(Rows from a dataset of pages and code)
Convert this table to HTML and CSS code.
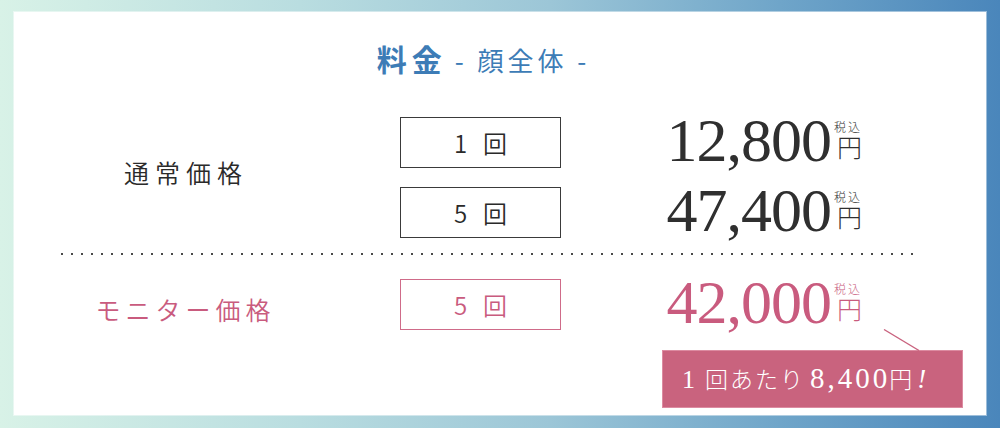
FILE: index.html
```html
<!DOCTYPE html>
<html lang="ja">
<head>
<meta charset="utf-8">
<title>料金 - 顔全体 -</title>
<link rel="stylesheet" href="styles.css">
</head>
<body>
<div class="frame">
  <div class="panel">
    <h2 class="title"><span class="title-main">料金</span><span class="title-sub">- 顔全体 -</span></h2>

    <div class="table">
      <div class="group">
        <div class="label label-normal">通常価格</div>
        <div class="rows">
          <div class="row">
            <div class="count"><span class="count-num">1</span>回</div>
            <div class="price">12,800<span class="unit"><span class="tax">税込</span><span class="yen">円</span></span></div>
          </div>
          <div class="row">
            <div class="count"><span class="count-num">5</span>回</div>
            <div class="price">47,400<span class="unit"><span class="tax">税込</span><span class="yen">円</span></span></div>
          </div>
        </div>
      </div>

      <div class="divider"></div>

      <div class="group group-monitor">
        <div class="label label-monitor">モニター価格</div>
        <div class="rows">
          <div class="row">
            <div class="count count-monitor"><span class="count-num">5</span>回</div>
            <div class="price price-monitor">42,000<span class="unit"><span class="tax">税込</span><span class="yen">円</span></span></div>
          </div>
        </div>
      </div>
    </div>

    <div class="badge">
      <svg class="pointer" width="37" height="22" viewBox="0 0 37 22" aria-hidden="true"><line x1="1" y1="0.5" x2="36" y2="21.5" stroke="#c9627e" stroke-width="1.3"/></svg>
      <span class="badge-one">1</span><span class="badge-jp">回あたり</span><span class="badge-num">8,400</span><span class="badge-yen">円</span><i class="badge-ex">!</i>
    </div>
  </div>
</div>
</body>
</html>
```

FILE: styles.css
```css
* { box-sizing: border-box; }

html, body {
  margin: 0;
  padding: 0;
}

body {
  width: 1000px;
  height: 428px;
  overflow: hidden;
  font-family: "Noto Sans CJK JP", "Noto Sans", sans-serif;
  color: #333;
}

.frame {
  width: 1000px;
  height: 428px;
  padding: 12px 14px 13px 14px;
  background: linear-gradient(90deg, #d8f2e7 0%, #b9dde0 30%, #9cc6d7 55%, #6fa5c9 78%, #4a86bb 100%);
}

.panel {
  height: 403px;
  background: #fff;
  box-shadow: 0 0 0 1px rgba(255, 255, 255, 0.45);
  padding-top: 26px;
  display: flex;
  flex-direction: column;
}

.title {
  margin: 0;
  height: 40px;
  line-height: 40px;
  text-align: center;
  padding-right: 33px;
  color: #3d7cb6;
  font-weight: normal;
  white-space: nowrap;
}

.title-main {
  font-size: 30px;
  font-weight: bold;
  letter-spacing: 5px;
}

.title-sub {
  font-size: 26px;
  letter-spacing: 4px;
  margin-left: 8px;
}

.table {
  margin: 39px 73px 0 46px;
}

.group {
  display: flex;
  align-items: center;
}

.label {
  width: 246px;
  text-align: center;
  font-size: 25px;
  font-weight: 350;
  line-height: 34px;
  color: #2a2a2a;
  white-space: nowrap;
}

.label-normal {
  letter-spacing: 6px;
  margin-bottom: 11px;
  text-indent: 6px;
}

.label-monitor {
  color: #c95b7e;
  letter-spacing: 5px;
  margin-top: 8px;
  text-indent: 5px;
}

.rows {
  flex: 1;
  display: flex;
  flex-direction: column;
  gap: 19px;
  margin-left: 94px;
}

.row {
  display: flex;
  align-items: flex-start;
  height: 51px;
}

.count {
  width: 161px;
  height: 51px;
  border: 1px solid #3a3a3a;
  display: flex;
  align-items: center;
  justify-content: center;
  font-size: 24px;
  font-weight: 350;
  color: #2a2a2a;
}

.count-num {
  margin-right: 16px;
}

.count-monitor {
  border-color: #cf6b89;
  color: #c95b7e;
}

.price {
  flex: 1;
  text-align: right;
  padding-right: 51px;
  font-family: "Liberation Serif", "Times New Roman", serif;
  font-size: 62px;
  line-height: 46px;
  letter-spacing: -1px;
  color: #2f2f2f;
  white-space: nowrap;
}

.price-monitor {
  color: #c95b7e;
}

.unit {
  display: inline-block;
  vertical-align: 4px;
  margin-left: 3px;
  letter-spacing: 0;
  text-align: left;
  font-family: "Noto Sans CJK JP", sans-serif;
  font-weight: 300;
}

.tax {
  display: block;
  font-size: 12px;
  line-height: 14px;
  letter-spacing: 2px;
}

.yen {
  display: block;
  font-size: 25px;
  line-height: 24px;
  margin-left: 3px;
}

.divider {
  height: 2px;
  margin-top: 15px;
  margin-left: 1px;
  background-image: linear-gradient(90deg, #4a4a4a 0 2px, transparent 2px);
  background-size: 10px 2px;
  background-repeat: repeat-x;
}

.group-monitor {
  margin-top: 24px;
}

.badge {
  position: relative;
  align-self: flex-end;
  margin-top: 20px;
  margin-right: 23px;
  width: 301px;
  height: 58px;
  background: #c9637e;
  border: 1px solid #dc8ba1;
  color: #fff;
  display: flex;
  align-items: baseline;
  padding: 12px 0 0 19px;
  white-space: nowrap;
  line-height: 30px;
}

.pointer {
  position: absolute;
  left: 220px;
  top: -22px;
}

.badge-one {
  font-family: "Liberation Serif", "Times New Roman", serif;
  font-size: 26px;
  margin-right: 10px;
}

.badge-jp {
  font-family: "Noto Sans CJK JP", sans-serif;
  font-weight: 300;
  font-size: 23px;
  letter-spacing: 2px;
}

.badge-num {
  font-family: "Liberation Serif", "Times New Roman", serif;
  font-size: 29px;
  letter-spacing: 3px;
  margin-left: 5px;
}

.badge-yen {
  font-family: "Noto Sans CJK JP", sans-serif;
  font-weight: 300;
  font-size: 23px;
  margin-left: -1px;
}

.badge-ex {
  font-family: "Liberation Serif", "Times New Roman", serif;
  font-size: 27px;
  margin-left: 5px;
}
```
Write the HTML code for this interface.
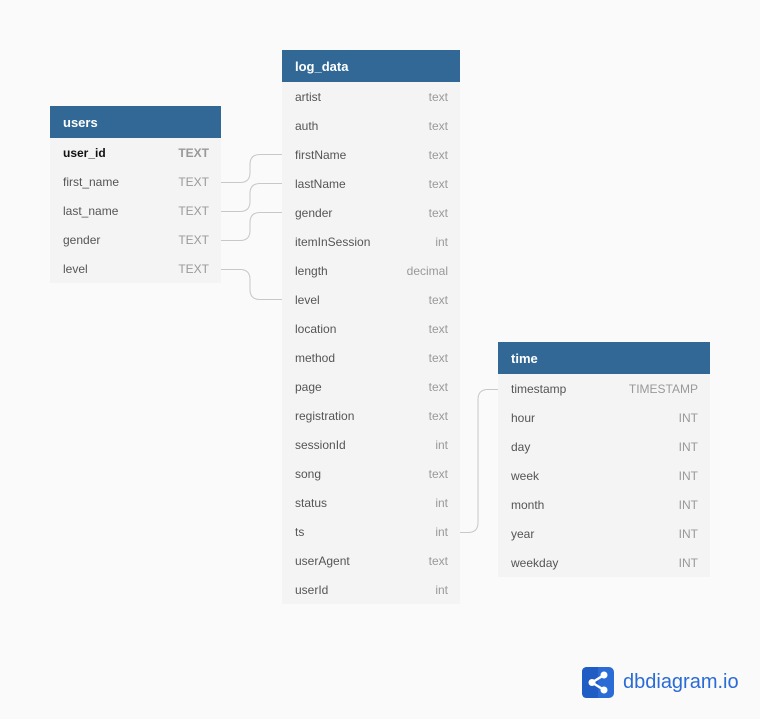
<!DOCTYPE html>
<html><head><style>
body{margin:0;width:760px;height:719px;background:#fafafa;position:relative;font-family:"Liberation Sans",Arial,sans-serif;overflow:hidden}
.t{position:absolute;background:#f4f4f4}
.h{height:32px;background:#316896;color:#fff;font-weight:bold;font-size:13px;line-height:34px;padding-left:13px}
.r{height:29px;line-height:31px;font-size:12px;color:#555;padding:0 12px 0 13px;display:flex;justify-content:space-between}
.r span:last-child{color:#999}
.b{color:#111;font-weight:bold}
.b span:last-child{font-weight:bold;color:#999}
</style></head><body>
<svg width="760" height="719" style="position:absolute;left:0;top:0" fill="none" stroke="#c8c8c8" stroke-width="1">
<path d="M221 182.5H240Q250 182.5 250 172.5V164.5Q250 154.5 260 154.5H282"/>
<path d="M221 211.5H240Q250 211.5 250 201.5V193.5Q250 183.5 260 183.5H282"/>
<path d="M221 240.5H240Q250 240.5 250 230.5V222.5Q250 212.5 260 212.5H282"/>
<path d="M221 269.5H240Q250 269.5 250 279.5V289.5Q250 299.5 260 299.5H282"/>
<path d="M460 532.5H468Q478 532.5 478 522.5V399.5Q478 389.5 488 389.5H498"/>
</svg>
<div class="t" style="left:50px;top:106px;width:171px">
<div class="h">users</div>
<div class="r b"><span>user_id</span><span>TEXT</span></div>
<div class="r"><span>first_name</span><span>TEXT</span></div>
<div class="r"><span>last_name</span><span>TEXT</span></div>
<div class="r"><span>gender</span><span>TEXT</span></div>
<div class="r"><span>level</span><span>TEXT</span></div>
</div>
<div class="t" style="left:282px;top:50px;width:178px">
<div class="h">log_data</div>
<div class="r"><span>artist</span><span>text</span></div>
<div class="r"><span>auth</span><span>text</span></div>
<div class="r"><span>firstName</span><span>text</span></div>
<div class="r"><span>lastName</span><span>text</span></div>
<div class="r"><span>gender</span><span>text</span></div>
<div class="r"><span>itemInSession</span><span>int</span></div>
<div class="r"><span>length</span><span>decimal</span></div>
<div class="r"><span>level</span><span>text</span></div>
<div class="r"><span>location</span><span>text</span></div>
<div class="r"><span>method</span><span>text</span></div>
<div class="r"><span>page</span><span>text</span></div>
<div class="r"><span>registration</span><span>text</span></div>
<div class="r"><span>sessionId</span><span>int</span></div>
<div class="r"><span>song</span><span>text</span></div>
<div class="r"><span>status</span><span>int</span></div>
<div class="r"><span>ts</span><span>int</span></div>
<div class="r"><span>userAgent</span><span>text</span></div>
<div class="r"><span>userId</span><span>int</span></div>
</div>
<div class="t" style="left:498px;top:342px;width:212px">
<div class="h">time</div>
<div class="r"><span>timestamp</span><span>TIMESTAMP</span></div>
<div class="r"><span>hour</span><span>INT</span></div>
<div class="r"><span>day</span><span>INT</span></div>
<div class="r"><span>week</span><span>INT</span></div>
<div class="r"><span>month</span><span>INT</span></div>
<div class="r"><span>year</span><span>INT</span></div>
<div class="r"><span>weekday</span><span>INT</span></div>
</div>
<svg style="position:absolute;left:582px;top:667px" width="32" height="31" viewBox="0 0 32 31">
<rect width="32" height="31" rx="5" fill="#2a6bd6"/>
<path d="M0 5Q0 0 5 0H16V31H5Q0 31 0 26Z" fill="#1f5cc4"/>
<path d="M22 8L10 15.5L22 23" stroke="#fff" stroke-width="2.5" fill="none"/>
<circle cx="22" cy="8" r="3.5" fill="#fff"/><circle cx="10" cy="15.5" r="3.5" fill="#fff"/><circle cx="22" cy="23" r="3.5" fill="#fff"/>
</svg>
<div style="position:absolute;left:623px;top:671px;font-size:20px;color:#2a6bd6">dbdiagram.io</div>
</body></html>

→ WRITTEN EXERCISE: Tally the lines of the preceding listing in which the word "table" appears; state nothing but the total.

→ EXERCISE ANSWER: 3